§ **Exercise aim**:
Transcribe the material in full. Nothing should differ except that the pictures are left out.

§ **Information supplied**:
#####
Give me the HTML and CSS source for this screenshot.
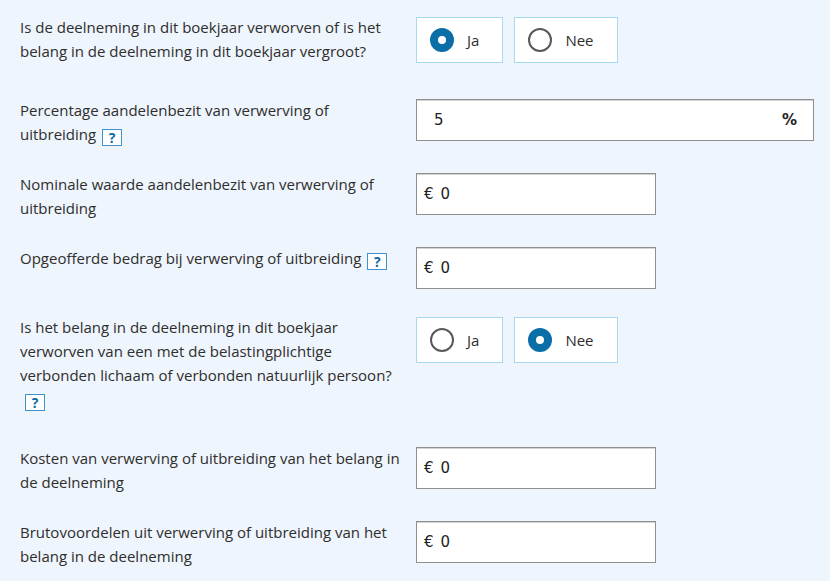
FILE: index.html
```html
<!DOCTYPE html>
<html lang="nl">
<head>
<meta charset="utf-8">
<title>Deelneming</title>
<link rel="stylesheet" href="styles.css">
</head>
<body>
<form class="form">
  <div class="row row--choice">
    <div class="label">Is de deelneming in dit boekjaar verworven of is het belang in de deelneming in dit boekjaar vergroot?</div>
    <div class="choices">
      <label class="choice"><span class="radio radio--on"></span><span class="choice-text">Ja</span></label>
      <label class="choice"><span class="radio"></span><span class="choice-text">Nee</span></label>
    </div>
  </div>

  <div class="row">
    <div class="label">Percentage aandelenbezit van verwerving of uitbreiding <span class="help">?</span></div>
    <div class="field field--wide"><span class="value value--pct">5</span><span class="unit">%</span></div>
  </div>

  <div class="row">
    <div class="label">Nominale waarde aandelenbezit van verwerving of uitbreiding</div>
    <div class="field"><span class="prefix">€</span><span class="value">0</span></div>
  </div>

  <div class="row">
    <div class="label">Opgeofferde bedrag bij verwerving of uitbreiding <span class="help">?</span></div>
    <div class="field"><span class="prefix">€</span><span class="value">0</span></div>
  </div>

  <div class="row row--choice">
    <div class="label">Is het belang in de deelneming in dit boekjaar verworven van een met de belastingplichtige verbonden lichaam of verbonden natuurlijk persoon? <span class="help help--wrapped">?</span></div>
    <div class="choices">
      <label class="choice"><span class="radio"></span><span class="choice-text">Ja</span></label>
      <label class="choice"><span class="radio radio--on"></span><span class="choice-text">Nee</span></label>
    </div>
  </div>

  <div class="row">
    <div class="label">Kosten van verwerving of uitbreiding van het belang in de deelneming</div>
    <div class="field"><span class="prefix">€</span><span class="value">0</span></div>
  </div>

  <div class="row">
    <div class="label">Brutovoordelen uit verwerving of uitbreiding van het belang in de deelneming</div>
    <div class="field"><span class="prefix">€</span><span class="value">0</span></div>
  </div>
</form>
</body>
</html>
```

FILE: styles.css
```css
html, body {
  margin: 0;
  padding: 0;
  background: #eef5fc;
}

body {
  font-family: "Open Sans", "Noto Sans", sans-serif;
  color: #2e2e2e;
  font-size: 15px;
  line-height: 24px;
}

.form {
  padding: 15px 0 0 20px;
  display: flex;
  flex-direction: column;
}

.row {
  display: flex;
  align-items: flex-start;
  gap: 11px;
  margin-bottom: 26px;
}

.row--choice {
  margin-bottom: 35px;
}

.label {
  width: 385px;
  flex: none;
}

.help {
  display: inline-block;
  box-sizing: border-box;
  width: 20px;
  height: 17px;
  margin-left: 2px;
  border: 1px solid #3f92cc;
  background: #fff;
  color: #0d6aa4;
  font-weight: 700;
  font-size: 14px;
  line-height: 15px;
  text-align: center;
  vertical-align: -3px;
}

.help--wrapped {
  margin-left: 5px;
}

.choices {
  display: flex;
  gap: 11px;
  margin-top: 2px;
}

.choice {
  display: flex;
  align-items: center;
  box-sizing: border-box;
  height: 46px;
  padding: 0 23px 0 13px;
  border: 1px solid #a9d9f2;
  background: #fff;
}

.radio {
  box-sizing: border-box;
  width: 24px;
  height: 24px;
  border-radius: 50%;
  border: 2px solid #595959;
  background: #fff;
}

.radio--on {
  border: 8px solid #0b6ea7;
}

.choice-text {
  margin-left: 13px;
}

.field {
  box-sizing: border-box;
  width: 240px;
  height: 42px;
  margin-top: 1px;
  display: flex;
  align-items: center;
  padding: 0 16px 0 7px;
  background: #fff;
  border: 1px solid #8f8f8f;
  box-shadow: inset 0 1px 0 #d4d4d4;
  font-family: "DejaVu Sans", sans-serif;
  font-size: 15px;
  color: #222;
}

.prefix {
  margin-right: 7px;
}

.field--wide {
  width: 398px;
  justify-content: space-between;
}

.value--pct {
  padding-left: 10px;
}

.unit {
  font-weight: 700;
}
```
#####
§ **Result of this exercise**:
Give me the HTML and CSS source for this screenshot.
FILE: index.html
```html
<!DOCTYPE html>
<html lang="nl">
<head>
<meta charset="utf-8">
<title>Deelneming</title>
<link rel="stylesheet" href="styles.css">
</head>
<body>
<form class="form">
  <div class="row row--choice">
    <div class="label">Is de deelneming in dit boekjaar verworven of is het belang in de deelneming in dit boekjaar vergroot?</div>
    <div class="choices">
      <label class="choice"><span class="radio radio--on"></span><span class="choice-text">Ja</span></label>
      <label class="choice"><span class="radio"></span><span class="choice-text">Nee</span></label>
    </div>
  </div>

  <div class="row">
    <div class="label">Percentage aandelenbezit van verwerving of uitbreiding <span class="help">?</span></div>
    <div class="field field--wide"><span class="value value--pct">5</span><span class="unit">%</span></div>
  </div>

  <div class="row">
    <div class="label">Nominale waarde aandelenbezit van verwerving of uitbreiding</div>
    <div class="field"><span class="prefix">€</span><span class="value">0</span></div>
  </div>

  <div class="row">
    <div class="label">Opgeofferde bedrag bij verwerving of uitbreiding <span class="help">?</span></div>
    <div class="field"><span class="prefix">€</span><span class="value">0</span></div>
  </div>

  <div class="row row--choice">
    <div class="label">Is het belang in de deelneming in dit boekjaar verworven van een met de belastingplichtige verbonden lichaam of verbonden natuurlijk persoon? <span class="help help--wrapped">?</span></div>
    <div class="choices">
      <label class="choice"><span class="radio"></span><span class="choice-text">Ja</span></label>
      <label class="choice"><span class="radio radio--on"></span><span class="choice-text">Nee</span></label>
    </div>
  </div>

  <div class="row">
    <div class="label">Kosten van verwerving of uitbreiding van het belang in de deelneming</div>
    <div class="field"><span class="prefix">€</span><span class="value">0</span></div>
  </div>

  <div class="row">
    <div class="label">Brutovoordelen uit verwerving of uitbreiding van het belang in de deelneming</div>
    <div class="field"><span class="prefix">€</span><span class="value">0</span></div>
  </div>
</form>
</body>
</html>
```

FILE: styles.css
```css
html, body {
  margin: 0;
  padding: 0;
  background: #eef5fc;
}

body {
  font-family: "Open Sans", "Noto Sans", sans-serif;
  color: #2e2e2e;
  font-size: 15px;
  line-height: 24px;
}

.form {
  padding: 15px 0 0 20px;
  display: flex;
  flex-direction: column;
}

.row {
  display: flex;
  align-items: flex-start;
  gap: 11px;
  margin-bottom: 26px;
}

.row--choice {
  margin-bottom: 35px;
}

.label {
  width: 385px;
  flex: none;
}

.help {
  display: inline-block;
  box-sizing: border-box;
  width: 20px;
  height: 17px;
  margin-left: 2px;
  border: 1px solid #3f92cc;
  background: #fff;
  color: #0d6aa4;
  font-weight: 700;
  font-size: 14px;
  line-height: 15px;
  text-align: center;
  vertical-align: -3px;
}

.help--wrapped {
  margin-left: 5px;
}

.choices {
  display: flex;
  gap: 11px;
  margin-top: 2px;
}

.choice {
  display: flex;
  align-items: center;
  box-sizing: border-box;
  height: 46px;
  padding: 0 23px 0 13px;
  border: 1px solid #a9d9f2;
  background: #fff;
}

.radio {
  box-sizing: border-box;
  width: 24px;
  height: 24px;
  border-radius: 50%;
  border: 2px solid #595959;
  background: #fff;
}

.radio--on {
  border: 8px solid #0b6ea7;
}

.choice-text {
  margin-left: 13px;
}

.field {
  box-sizing: border-box;
  width: 240px;
  height: 42px;
  margin-top: 1px;
  display: flex;
  align-items: center;
  padding: 0 16px 0 7px;
  background: #fff;
  border: 1px solid #8f8f8f;
  box-shadow: inset 0 1px 0 #d4d4d4;
  font-family: "DejaVu Sans", sans-serif;
  font-size: 15px;
  color: #222;
}

.prefix {
  margin-right: 7px;
}

.field--wide {
  width: 398px;
  justify-content: space-between;
}

.value--pct {
  padding-left: 10px;
}

.unit {
  font-weight: 700;
}
```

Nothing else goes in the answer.